Par ailleurs, la désignation de légataires universels ou, lorsqu’elle épuise la quotité disponible de la succession, la désignation de légataires à titre universel ont pour effet d’exclure de la succession les personnes qui n’ont pas la qualité d’héritiers réservataires, que seuls présentent les descendants du défunt et le conjoint survivant, sous la seule réserve des legs particuliers que le testament a pu prévoir. Elle prive en principe, par conséquent, de la qualité d’ayant droit au sens de ces dispositions, les personnes qui, sans cette désignation, auraient hérité de tout ou partie de la succession en vertu de la loi. Par conséquent, dans le cas où l’intégralité de la succession ou, tout au moins, de la quotité disponible, hors legs particuliers, a été attribuée par testament à un ou plusieurs légataires universels ou à titre universel, une personne qui, sans ce testament, aurait été au nombre des héritiers du défunt, sans toutefois présenter la qualité d’héritier réservataire, ne présente donc pas elle-même, en principe, la qualité d'ayant droit, même lorsque le testament la fait bénéficier d’un legs particulier.

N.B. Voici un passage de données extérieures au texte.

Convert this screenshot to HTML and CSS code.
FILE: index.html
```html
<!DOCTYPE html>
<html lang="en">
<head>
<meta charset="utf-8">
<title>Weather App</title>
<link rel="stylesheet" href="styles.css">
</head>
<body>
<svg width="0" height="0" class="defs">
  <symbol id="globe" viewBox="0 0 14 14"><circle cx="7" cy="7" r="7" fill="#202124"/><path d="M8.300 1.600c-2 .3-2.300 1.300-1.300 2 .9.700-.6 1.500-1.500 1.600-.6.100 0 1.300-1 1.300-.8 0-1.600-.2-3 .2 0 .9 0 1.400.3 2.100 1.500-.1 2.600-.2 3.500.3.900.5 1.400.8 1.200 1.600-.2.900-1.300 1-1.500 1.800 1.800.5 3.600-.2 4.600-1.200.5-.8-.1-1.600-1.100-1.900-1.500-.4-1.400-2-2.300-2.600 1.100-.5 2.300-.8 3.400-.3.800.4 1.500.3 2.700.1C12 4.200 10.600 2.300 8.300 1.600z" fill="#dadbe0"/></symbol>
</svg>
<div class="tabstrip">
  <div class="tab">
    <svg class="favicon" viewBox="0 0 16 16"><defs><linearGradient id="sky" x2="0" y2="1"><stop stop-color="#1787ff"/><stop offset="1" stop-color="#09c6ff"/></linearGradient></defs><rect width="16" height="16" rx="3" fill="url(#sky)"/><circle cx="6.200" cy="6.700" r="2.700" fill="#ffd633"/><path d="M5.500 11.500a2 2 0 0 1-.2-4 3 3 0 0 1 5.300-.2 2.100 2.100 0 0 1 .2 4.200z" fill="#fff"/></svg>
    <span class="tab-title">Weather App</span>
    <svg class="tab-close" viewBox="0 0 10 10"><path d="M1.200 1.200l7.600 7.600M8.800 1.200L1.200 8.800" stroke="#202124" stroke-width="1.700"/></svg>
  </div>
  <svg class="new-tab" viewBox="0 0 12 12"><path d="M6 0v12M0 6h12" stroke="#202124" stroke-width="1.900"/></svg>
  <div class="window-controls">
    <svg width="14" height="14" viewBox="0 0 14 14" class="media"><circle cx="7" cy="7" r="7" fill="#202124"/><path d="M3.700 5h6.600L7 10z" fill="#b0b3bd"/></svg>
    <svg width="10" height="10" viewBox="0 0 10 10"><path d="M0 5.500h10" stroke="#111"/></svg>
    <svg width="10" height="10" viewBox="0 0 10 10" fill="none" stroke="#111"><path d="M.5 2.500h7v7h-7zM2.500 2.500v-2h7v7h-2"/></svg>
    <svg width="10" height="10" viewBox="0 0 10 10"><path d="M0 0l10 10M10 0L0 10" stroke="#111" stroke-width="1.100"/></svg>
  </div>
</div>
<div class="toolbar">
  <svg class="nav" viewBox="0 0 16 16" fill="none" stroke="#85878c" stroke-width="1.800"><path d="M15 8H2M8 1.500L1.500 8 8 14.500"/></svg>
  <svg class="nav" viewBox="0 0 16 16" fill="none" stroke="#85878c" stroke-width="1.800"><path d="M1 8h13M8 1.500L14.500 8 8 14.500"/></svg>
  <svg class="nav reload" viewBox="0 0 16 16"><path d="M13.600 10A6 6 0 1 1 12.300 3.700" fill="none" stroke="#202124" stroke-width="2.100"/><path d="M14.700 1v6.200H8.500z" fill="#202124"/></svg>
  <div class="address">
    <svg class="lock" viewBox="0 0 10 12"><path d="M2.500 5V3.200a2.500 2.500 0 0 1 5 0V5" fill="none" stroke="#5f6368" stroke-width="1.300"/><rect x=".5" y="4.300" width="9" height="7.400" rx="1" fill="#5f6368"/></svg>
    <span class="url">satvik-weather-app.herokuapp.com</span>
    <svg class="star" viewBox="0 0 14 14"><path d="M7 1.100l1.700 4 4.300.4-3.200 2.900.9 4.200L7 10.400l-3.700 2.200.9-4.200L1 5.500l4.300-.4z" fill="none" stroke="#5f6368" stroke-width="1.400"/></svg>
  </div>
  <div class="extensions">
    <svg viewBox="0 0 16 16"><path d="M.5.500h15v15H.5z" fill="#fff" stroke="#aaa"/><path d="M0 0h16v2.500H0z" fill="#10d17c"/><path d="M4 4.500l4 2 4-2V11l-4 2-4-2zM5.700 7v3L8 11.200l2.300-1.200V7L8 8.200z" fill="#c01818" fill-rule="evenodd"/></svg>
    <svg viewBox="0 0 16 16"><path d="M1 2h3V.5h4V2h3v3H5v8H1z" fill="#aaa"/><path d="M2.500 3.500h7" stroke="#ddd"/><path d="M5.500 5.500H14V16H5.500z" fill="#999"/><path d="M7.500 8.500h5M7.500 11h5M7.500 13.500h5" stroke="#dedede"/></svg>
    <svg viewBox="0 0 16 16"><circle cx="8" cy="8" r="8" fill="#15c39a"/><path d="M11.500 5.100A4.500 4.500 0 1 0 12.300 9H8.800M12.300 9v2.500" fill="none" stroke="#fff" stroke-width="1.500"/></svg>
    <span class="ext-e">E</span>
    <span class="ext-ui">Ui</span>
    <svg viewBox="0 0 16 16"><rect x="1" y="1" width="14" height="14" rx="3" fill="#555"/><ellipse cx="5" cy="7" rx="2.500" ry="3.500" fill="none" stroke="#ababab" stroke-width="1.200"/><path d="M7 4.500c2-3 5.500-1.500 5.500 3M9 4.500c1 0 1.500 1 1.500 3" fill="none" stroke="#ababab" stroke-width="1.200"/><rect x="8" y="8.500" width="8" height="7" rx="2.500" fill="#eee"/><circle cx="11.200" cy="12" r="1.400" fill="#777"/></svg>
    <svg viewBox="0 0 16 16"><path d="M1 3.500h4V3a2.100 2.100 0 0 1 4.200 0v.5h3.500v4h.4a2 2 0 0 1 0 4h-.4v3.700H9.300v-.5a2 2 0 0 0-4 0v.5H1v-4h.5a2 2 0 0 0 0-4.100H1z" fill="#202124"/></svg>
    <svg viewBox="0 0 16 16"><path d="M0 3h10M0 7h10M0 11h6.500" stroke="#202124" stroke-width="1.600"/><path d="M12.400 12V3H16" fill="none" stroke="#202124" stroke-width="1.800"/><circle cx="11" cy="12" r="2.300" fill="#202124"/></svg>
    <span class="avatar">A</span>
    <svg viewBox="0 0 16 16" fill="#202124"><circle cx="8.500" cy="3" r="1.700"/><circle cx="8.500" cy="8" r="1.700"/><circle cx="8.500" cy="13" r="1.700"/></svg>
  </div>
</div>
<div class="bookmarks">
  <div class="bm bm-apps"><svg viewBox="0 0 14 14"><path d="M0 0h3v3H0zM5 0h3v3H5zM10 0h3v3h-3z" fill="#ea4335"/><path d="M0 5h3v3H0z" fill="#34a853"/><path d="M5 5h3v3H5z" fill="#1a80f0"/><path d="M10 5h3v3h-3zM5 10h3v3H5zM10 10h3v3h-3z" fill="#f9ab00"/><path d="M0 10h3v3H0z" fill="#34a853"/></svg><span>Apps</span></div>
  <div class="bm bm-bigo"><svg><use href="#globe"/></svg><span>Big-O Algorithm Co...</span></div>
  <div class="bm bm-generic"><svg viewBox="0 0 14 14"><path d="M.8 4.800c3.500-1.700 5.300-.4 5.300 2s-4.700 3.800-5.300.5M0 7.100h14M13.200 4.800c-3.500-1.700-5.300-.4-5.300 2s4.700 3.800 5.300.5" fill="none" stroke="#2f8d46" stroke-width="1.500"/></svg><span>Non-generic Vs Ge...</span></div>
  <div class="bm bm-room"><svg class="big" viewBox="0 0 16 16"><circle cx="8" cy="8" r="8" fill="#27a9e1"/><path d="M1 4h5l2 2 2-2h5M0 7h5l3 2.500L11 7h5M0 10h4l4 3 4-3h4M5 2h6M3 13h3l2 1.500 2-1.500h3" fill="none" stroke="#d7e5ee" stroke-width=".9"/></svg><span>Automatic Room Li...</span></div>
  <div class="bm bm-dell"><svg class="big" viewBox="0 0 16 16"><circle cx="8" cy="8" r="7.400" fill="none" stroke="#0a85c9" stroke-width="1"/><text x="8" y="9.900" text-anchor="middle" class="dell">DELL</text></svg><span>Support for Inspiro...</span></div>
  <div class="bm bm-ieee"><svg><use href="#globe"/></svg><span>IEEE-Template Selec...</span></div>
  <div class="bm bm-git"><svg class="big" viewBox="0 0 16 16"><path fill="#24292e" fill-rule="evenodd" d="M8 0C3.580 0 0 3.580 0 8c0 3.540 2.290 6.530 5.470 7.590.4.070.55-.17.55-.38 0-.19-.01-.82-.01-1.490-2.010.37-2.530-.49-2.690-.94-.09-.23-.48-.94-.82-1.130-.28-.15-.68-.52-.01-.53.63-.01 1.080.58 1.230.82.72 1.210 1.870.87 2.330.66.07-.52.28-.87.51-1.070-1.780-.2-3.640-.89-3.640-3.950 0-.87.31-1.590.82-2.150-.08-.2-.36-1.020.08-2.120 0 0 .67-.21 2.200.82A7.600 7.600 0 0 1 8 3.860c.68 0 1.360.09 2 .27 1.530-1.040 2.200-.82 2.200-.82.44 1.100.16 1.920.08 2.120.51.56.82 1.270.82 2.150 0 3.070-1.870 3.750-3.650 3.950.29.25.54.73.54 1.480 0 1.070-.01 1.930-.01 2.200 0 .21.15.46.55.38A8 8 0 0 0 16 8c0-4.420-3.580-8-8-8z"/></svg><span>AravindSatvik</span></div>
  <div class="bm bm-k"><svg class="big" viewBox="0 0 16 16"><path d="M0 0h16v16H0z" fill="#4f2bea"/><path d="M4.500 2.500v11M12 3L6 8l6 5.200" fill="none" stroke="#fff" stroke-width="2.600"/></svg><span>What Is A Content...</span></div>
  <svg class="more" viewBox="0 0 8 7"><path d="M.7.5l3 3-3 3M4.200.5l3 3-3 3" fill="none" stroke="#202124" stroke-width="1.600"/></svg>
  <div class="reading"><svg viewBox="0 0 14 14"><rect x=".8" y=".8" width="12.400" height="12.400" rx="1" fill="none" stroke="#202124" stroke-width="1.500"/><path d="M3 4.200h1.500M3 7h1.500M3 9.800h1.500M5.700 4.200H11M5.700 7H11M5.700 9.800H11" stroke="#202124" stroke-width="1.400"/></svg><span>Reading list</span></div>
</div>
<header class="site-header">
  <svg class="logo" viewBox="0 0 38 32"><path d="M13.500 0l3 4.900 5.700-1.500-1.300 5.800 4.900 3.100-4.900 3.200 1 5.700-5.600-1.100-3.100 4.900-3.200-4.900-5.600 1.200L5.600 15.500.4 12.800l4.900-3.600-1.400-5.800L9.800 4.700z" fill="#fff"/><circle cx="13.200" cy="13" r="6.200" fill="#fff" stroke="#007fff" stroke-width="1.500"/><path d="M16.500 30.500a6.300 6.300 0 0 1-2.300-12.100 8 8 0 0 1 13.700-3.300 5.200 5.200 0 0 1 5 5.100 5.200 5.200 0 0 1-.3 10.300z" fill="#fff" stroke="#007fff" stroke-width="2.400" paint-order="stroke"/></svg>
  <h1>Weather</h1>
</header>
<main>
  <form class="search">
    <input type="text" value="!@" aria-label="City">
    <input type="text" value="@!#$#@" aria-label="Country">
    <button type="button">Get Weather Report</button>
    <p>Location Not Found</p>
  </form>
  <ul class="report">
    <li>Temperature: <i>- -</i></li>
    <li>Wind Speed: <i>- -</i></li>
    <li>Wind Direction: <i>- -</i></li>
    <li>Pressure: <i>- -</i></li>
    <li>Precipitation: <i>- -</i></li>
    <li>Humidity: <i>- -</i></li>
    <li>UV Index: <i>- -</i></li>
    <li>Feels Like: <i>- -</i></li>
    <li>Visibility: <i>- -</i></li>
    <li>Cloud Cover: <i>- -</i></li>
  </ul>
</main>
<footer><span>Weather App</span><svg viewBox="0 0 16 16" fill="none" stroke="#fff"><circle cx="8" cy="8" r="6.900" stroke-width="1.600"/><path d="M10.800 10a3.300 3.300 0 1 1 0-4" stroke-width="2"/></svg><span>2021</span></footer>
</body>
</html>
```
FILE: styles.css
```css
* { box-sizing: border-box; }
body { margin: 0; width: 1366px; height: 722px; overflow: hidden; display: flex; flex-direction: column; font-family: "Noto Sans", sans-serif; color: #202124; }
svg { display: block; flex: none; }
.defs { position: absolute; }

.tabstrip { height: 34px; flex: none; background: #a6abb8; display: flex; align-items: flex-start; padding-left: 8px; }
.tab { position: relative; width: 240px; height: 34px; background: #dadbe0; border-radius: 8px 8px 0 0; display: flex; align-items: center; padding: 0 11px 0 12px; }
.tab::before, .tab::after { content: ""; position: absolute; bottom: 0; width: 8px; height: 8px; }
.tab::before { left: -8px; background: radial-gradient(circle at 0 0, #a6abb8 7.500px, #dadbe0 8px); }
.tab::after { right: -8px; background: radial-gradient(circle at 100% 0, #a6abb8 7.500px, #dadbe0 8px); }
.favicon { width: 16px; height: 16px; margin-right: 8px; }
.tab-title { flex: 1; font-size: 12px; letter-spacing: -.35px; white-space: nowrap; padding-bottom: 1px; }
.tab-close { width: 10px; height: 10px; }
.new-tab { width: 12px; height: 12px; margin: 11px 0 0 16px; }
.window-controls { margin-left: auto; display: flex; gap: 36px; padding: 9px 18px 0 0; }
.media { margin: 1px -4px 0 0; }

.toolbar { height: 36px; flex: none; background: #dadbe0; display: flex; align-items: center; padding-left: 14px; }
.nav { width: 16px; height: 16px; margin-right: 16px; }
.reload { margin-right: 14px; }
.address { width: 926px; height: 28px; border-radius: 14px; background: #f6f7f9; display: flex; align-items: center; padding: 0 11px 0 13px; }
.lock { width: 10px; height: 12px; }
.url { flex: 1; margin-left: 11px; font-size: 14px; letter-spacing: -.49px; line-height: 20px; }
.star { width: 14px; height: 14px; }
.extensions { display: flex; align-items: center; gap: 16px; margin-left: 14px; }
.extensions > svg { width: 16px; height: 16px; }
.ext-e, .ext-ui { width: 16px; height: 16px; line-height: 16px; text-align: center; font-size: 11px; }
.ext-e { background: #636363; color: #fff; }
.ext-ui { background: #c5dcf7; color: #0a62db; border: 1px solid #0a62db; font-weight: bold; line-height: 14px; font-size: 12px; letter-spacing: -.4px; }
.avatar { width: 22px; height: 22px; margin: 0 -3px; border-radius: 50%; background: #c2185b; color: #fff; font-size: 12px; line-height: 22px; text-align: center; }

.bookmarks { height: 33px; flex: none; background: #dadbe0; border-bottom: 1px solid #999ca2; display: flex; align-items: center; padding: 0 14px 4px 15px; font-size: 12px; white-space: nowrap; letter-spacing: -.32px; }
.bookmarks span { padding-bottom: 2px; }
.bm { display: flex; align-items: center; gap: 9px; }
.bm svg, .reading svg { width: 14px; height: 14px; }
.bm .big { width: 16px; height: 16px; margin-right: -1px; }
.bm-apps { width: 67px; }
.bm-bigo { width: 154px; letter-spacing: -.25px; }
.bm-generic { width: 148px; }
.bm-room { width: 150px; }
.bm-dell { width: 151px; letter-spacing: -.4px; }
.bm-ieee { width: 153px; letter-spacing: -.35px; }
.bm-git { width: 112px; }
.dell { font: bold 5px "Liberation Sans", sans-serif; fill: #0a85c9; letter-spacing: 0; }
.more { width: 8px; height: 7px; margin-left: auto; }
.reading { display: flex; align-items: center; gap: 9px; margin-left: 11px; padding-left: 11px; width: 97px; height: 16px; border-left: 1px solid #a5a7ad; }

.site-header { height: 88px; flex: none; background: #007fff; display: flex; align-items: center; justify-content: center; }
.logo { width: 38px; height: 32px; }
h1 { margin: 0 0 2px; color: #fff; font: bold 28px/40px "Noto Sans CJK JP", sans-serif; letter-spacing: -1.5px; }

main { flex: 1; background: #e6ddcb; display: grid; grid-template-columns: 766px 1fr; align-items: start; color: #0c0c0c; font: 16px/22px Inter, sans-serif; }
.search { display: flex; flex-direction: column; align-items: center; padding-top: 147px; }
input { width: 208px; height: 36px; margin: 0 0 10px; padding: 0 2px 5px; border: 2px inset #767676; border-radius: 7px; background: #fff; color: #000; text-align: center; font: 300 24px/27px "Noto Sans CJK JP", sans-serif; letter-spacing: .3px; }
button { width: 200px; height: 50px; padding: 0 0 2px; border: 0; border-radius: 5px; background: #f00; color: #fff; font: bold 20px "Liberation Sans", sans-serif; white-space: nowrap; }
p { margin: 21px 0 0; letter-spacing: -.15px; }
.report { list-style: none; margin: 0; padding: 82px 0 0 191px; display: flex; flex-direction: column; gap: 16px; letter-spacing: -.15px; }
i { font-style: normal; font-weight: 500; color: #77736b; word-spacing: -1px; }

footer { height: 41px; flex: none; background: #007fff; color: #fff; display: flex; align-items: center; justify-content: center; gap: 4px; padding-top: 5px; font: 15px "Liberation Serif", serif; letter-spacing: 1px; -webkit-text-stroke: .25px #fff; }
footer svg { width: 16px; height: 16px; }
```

Toutefois, eu égard à la finalité des dispositions de l’article L1110-4 du code de la santé publique, qui est notamment de permettre aux ayants droit de faire valoir leurs propres droits, la commission considère que les héritiers désignés par la loi qui sont exclus de l’universalité de la succession par l’effet d’un testament conservent le droit de recevoir les informations relatives à la santé de la personne décédée susceptibles de leur permettre de contester la validité de ce testament (cf avis CADA n° 20122050 du 7 juin 2012).
Au cas d'espèce, la commission comprend des documents qui lui ont été communiqués qu'en sa qualité d'oncle de Madame X, qui est décédée sans descendance et dont la mère est également décédée, le demandeur aurait été au nombre des héritiers légaux de la défunte mais a été évincé de la succession par l'effet d'un testament.
Aussi, sous réserve que Monsieur X produise les actes d'état civil ou tout autre document établissant, d'une part, sa qualité d'oncle de la défunte, d'autre part, qu'il n'existe pas de successeurs légaux le précédant dans l'ordre de succession, la commission estime qu'il est en droit de recevoir communication, conformément à sa demande, non de l'intégralité du dossier médical de Madame X, mais, si elles existent, des informations d’ordre médical identifiées par l'équipe médicale comme permettant d’apprécier les facultés et la vulnérabilité éventuelle de la testatrice.
Elle émet donc, sous cette réserve, un avis favorable.